2.      Like Moses, Jeremiah was initially reluctant to accept his assignment (Jer. 1:6 with Ex. 4:13 NIV), so he informed God that he did not know how to speak as a prophet since he was too young, Jeremiah 1:6 NIV.

3.      The Lord did not deny Jeremiah’s youthfulness but ordered him not to say that he was young, for he was to go to everyone God sent him and to say whatever God ordered him to say, for God Himself (emphatic pronoun ‘ane, Kittel, Bib. Heb., p. 703) was with him to “snatch away” (nasal, Hiph. stem, B. D. B., A Heb. and Eng. Lex. of the O. T., p. 664-665; Ibid., Kittel) Jeremiah from harm by his enemies, Jer. 1:7-8.

4.      Having said this, the Lord then stretched out His hand and touched Jeremiah’s mouth, asserting, “Behold, see (hinneh, Ibid.; Ibid., B. D. B., p. 243-244)”!  I have put my words in your mouth!” (Jer. 1:9; Ibid.)

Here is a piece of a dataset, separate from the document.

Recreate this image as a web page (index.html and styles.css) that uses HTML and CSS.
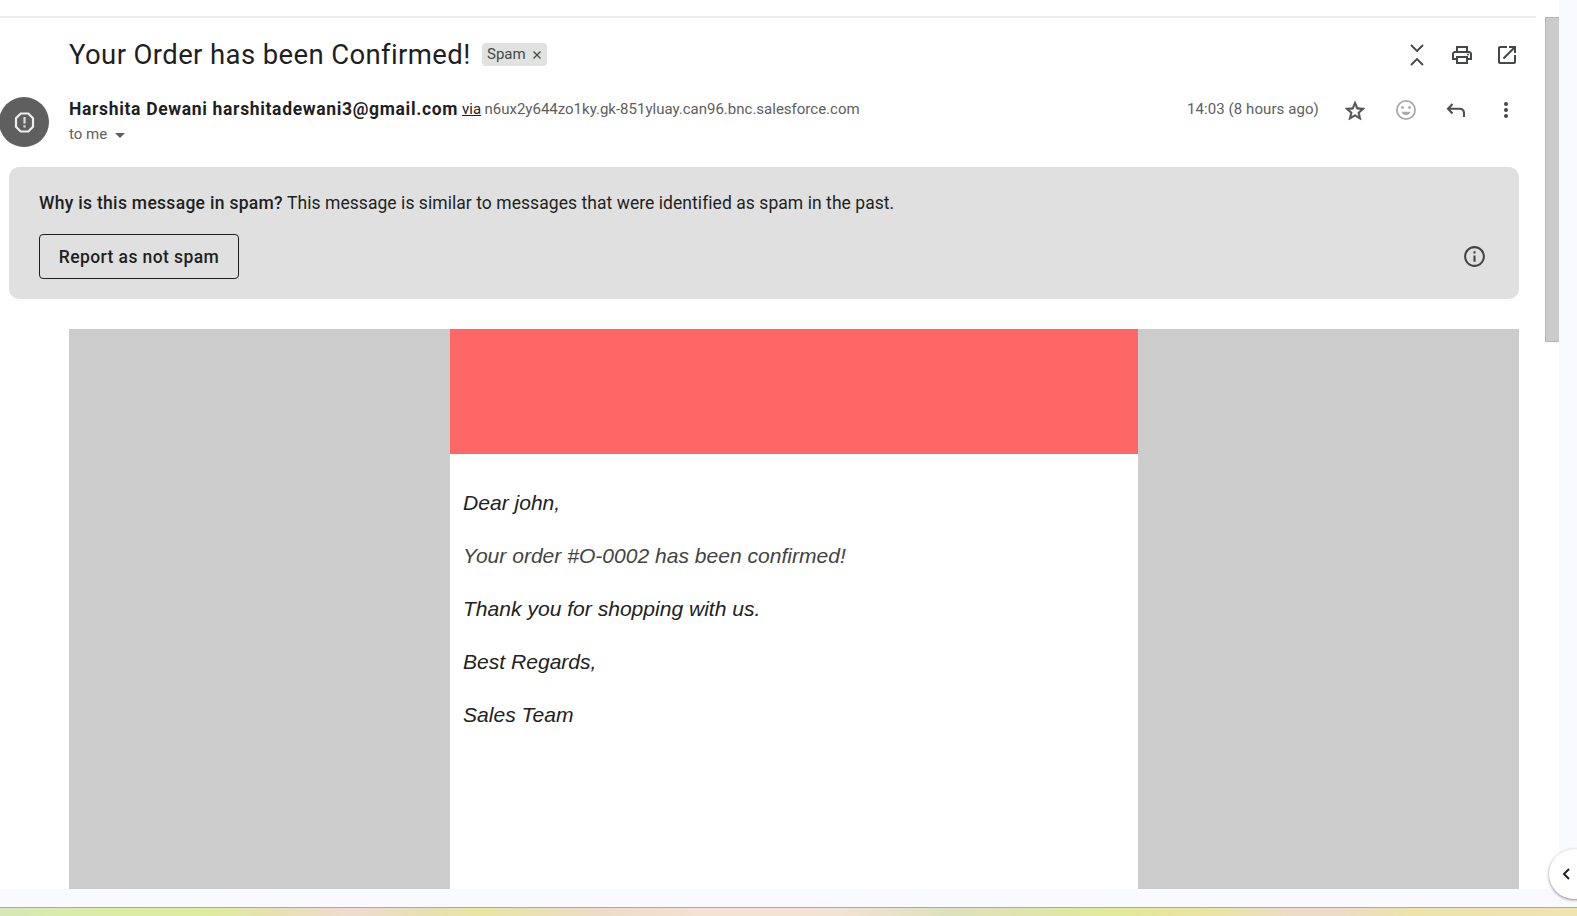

5.      God added that He had appointed him over the nations and kingdoms of the earth to conduct a ministry of worldwide change – to uproot, tear down, destroy and overthrow, and to plant, Jeremiah 1:10 NIV.

 

Lesson: Though he was a modest, humble, young prophet, Jeremiah was called of God to a prophetic ministry to spiritually hard Judah, a ministry that would span forty years from good king Josiah down to apostate Judah’s fall to Babylon and captivity.  Nevertheless, to encourage Jeremiah to be faithful, God revealed that he would prophecy toward world change, so regardless of his human frailty as a somewhat not respected young man, he was gifted with God’s words to minister for the Lord in a very strategic ministry in God’s eternal plan.

 

Application: (1) May we realize that God has given us our ministry assignments before time, that God has His hand in our works, and that our ministries are eternally important in God’s estimation, that we then faithfully fulfill His calling.  (2) If God has called us to our ministry assignment in some profound way with unusual circumstances or precedents as He did Jeremiah, may we always recall it for encouragement to keep at His calling.